No one will wear 57 again, I don't think, but I don't think it'll go up on the wall. I think you are right on 32, that it'll be back in circulation pretty soon.

BTW, great site for Cardinal numbers and their wearers:

The Angry Rant said...

Actually LaRussa wears #10. And I think they would retire his number if/when he makes the hall; 6 Division Titles, 2 NL pennants and 1 WS victory to date is a pretty good run as manager.

If they do retire his number, won't it be fun to see him and Ozzie mingling at a future 'Cardinals Greats' function?

Cardinal70 said...

You are right--don't know why I was thinking 11. Probably the story that he took 10 because the goal was the 10th WC, so now he should switch to 11.

Oh, and one big elephant in the room that was left out. #25 for Mark McGwire.

Tom said...

Maybe McGee.
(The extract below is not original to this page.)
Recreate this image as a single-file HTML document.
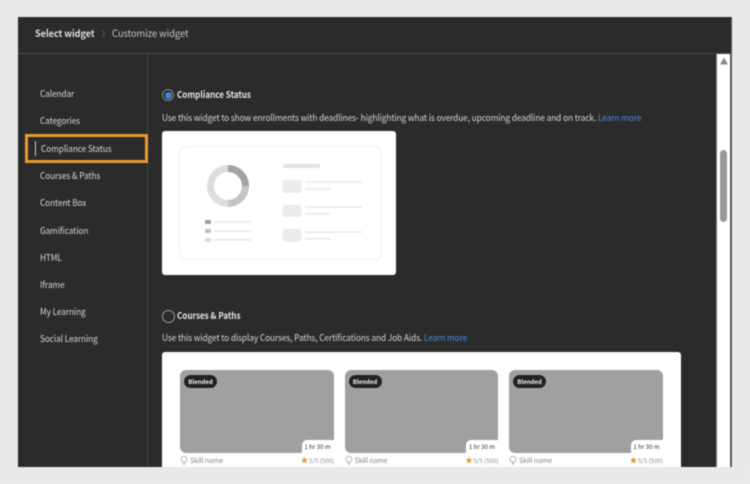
<!DOCTYPE html>
<html lang="en">
<head>
<meta charset="utf-8">
<title>Select widget</title>
<style>
html,body{margin:0;padding:0;width:750px;height:484px;overflow:hidden;background:#e9e9e9}
body{font-family:"Noto Sans CJK JP","Liberation Sans",sans-serif;position:relative}
.a{position:absolute;white-space:nowrap;line-height:1;transform-origin:0 50%}
#win{position:absolute;left:18px;top:17px;width:698px;height:450px;background:#2b2b2b}
#wrap{position:absolute;left:0;top:0;width:750px;height:484px;filter:blur(.45px)}
.nav{left:40.2px;font-size:9.2px;color:#d6d6d6;letter-spacing:-.1px;transform:scaleX(.9)}
.d{left:162px;font-size:9.2px;color:#d4d4d4;letter-spacing:-.12px;transform:scaleX(.909)}
.t{left:176.5px;font-size:9.2px;font-weight:700;color:#e2e2e2;letter-spacing:-.05px;transform:scaleX(.887)}
.lm{color:#4f88da}
.b{position:absolute;background:#ededed;border-radius:1px}
.l{position:absolute;background:#ececec;height:2px}
.img{position:absolute;top:370px;width:153.5px;height:83px;background:#a0a0a0;border-radius:6px}
.bl{position:absolute;left:4px;top:5px;width:33px;height:13px;border-radius:7px;background:#222;color:#eee;font-size:6px;font-weight:700;line-height:13px;text-align:center}
.tm{position:absolute;right:0;bottom:0;width:32px;height:13px;background:#fff;border-radius:5px 0 5px 0;color:#333;font-size:6.2px;line-height:14px;text-align:center}
.sk{top:457.8px;font-size:7.2px;color:#8a8a8a;letter-spacing:-.2px}
.rt{top:458px;font-size:6.2px;color:#8f8f8f}
.st{top:456.5px;font-size:8px;color:#e0983a}
</style>
</head>
<body>
<div id="wrap">
<div id="win"></div>
<div style="position:absolute;left:717px;top:53px;width:13px;height:414px;background:#fff"></div>
<div style="position:absolute;left:716px;top:53px;width:1px;height:414px;background:#777"></div>
<div style="position:absolute;left:730px;top:17px;width:1.5px;height:450px;background:#555"></div>
<div style="position:absolute;left:716px;top:17px;width:15px;height:36px;background:#2b2b2b"></div>
<div style="position:absolute;left:18px;top:53px;width:713px;height:1px;background:#4a4a4a"></div>
<div style="position:absolute;left:147px;top:53px;width:1px;height:414px;background:#454545"></div>

<svg style="position:absolute;left:719px;top:57px" width="10" height="8"><path d="M1 7.5L5 .5L9 7.5Z" fill="#888"/></svg>
<div style="position:absolute;left:720px;top:150px;width:7px;height:72px;background:#999;border-radius:4px"></div>

<div class="a" style="left:35.2px;top:28px;font-size:10px;font-weight:700;color:#dcdcdc;letter-spacing:-.1px;transform:scaleX(.914)">Select widget</div>
<svg style="position:absolute;left:101px;top:30px" width="5" height="7" viewBox="0 0 5 7"><path d="M1 .8L4 3.500L1 6.200" fill="none" stroke="#666" stroke-width=".8"/></svg>
<div class="a" style="left:112px;top:28px;font-size:10px;color:#c4c4c4;letter-spacing:-.1px;transform:scaleX(.945)">Customize widget</div>

<div class="a nav" style="top:89px">Calendar</div>
<div class="a nav" style="top:116px">Categories</div>
<div style="position:absolute;left:25px;top:134px;width:117px;height:23px;border:3px solid #ea9a2e"></div>
<div style="position:absolute;left:35px;top:141px;width:1px;height:15px;background:#ccc"></div>
<div class="a nav" style="top:144px;left:41px">Compliance Status</div>
<div class="a nav" style="top:171px">Courses &amp; Paths</div>
<div class="a nav" style="top:198px">Content Box</div>
<div class="a nav" style="top:225.500px">Gamification</div>
<div class="a nav" style="top:252.500px">HTML</div>
<div class="a nav" style="top:280px">Iframe</div>
<div class="a nav" style="top:307px">My Learning</div>
<div class="a nav" style="top:334px">Social Learning</div>

<div style="position:absolute;left:162px;top:89px;width:10px;height:10px;border:1px solid #888;border-radius:50%"></div>
<div style="position:absolute;left:164.500px;top:91.500px;width:7px;height:7px;background:#3d86dc;border-radius:50%"></div>
<div class="a t" style="top:89.500px">Compliance Status</div>
<div class="a d" style="top:113px">Use this widget to show enrollments with deadlines- highlighting what is overdue, upcoming deadline and on track. <span class="lm">Learn more</span></div>

<div style="position:absolute;left:162px;top:131px;width:234px;height:144px;background:#fff;border-radius:3px"></div>
<div style="position:absolute;left:179px;top:146px;width:201px;height:112px;border:1px solid #efefef;border-radius:6px"></div>
<svg style="position:absolute;left:206px;top:164px" width="44" height="44" viewBox="0 0 44 44">
<circle cx="22" cy="22" r="17.5" fill="none" stroke="#dedede" stroke-width="7"/>
<path d="M22 4.500A17.500 17.500 0 0 1 39.500 22" fill="none" stroke="#a2a2a2" stroke-width="7"/>
<path d="M39.500 22A17.500 17.500 0 0 1 22 39.500" fill="none" stroke="#c4c4c4" stroke-width="7"/>
</svg>
<div class="b" style="left:205px;top:220px;width:6px;height:4px;background:#a0a0a0"></div>
<div class="b" style="left:205px;top:229px;width:6px;height:4px;background:#c0c0c0"></div>
<div class="b" style="left:205px;top:238px;width:6px;height:4px;background:#dcdcdc"></div>
<div class="l" style="left:214px;top:221px;width:37px"></div>
<div class="l" style="left:214px;top:230px;width:37px"></div>
<div class="l" style="left:214px;top:239px;width:37px"></div>
<div class="b" style="left:283px;top:164px;width:37px;height:4px;background:#e2e2e2"></div>
<div class="b" style="left:283px;top:180px;width:18px;height:13px;border-radius:2px"></div>
<div class="b" style="left:283px;top:205px;width:18px;height:12px;border-radius:2px"></div>
<div class="b" style="left:283px;top:229px;width:18px;height:13px;border-radius:2px"></div>
<div class="l" style="left:305px;top:181px;width:57px"></div>
<div class="l" style="left:305px;top:188px;width:25px"></div>
<div class="l" style="left:305px;top:206px;width:57px"></div>
<div class="l" style="left:305px;top:213px;width:25px"></div>
<div class="l" style="left:305px;top:231px;width:57px"></div>
<div class="l" style="left:305px;top:238px;width:25px"></div>

<div style="position:absolute;left:161.500px;top:310px;width:11px;height:11px;border:1px solid #999;border-radius:50%"></div>
<div class="a t" style="top:310.500px">Courses &amp; Paths</div>
<div class="a d" style="top:333px">Use this widget to display Courses, Paths, Certifications and Job Aids. <span class="lm">Learn more</span></div>

<div style="position:absolute;left:162px;top:352px;width:519px;height:115px;background:#fff;border-radius:3px 3px 0 0"></div>

<div class="img" style="left:180px"><div class="bl">Blended</div><div class="tm">1 hr 30 m</div></div>
<div class="img" style="left:344.500px"><div class="bl">Blended</div><div class="tm">1 hr 30 m</div></div>
<div class="img" style="left:509px"><div class="bl">Blended</div><div class="tm">1 hr 30 m</div></div>

<svg style="position:absolute;left:180px;top:456px" width="8" height="9" viewBox="0 0 8 9"><path d="M2.500 6C1.500 5 1 4.300 1 3.200A3 3 0 0 1 7 3.200C7 4.300 6.500 5 5.500 6ZM3 7.500H5M3.400 8.500H4.600" fill="none" stroke="#999" stroke-width=".7"/></svg>
<svg style="position:absolute;left:344.500px;top:456px" width="8" height="9" viewBox="0 0 8 9"><path d="M2.500 6C1.500 5 1 4.300 1 3.200A3 3 0 0 1 7 3.200C7 4.300 6.500 5 5.500 6ZM3 7.500H5M3.400 8.500H4.600" fill="none" stroke="#999" stroke-width=".7"/></svg>
<svg style="position:absolute;left:509px;top:456px" width="8" height="9" viewBox="0 0 8 9"><path d="M2.500 6C1.500 5 1 4.300 1 3.200A3 3 0 0 1 7 3.200C7 4.300 6.500 5 5.500 6ZM3 7.500H5M3.400 8.500H4.600" fill="none" stroke="#999" stroke-width=".7"/></svg>

<div class="a sk" style="left:190px">Skill name</div>
<div class="a sk" style="left:354.500px">Skill name</div>
<div class="a sk" style="left:519px">Skill name</div>

<div class="a st" style="left:300.500px">★</div>
<div class="a rt" style="left:309px">5/5 (500)</div>
<div class="a st" style="left:465px">★</div>
<div class="a rt" style="left:473.500px">5/5 (500)</div>
<div class="a st" style="left:629.500px">★</div>
<div class="a rt" style="left:638px">5/5 (500)</div>

<div style="position:absolute;left:0;top:467px;width:750px;height:17px;background:#e9e9e9"></div>
</div>
</body>
</html>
Edmonds is a borderline HOF. I believe we make it too easy to be a HOF'er in Cooperstown but as far as a team retiring them, I am mostly against it.

The Angry Rant said...

I agree with your Cooperstown assessment as far as how bona fides have evolved recently (actually this discussion may merit its own post). It seems if you manage to survive long enough to get 3000 hits or 300 wins or 500 HR you're then considered one of the greats - regardless of whether you were actually great or simply hung around forever.

The function of retiring numbers should be to honor those who were great Cardinals. Not necessarily among the greats of all time, but great Cardinals. That's why Ken Boyer's number was retired. That's why McGee's SHOULD be retired. Edmonds was a great Cardinal, which is why he merits serious consideration (to my mind).

Thanks for commenting. Stop by again.

Lazar_89 said...

Jim Edmonds isn't even close to hall of fame worthy...

.286 BA
371 HR
1181 RBI
1848 Hits

And never was he the dominant player on his team, let alone the entire league...

So I can't see where you guys are getting Edmonds at "Hall Worthy," when in reality, he's not even close

Mike said...

This post wasn't about which Cardinal next deserves to be enshrined in Cooperstown. It was about which recent great Cardinals should have their numbers retired by the team.

Read the post again, sounding out each word if you have to.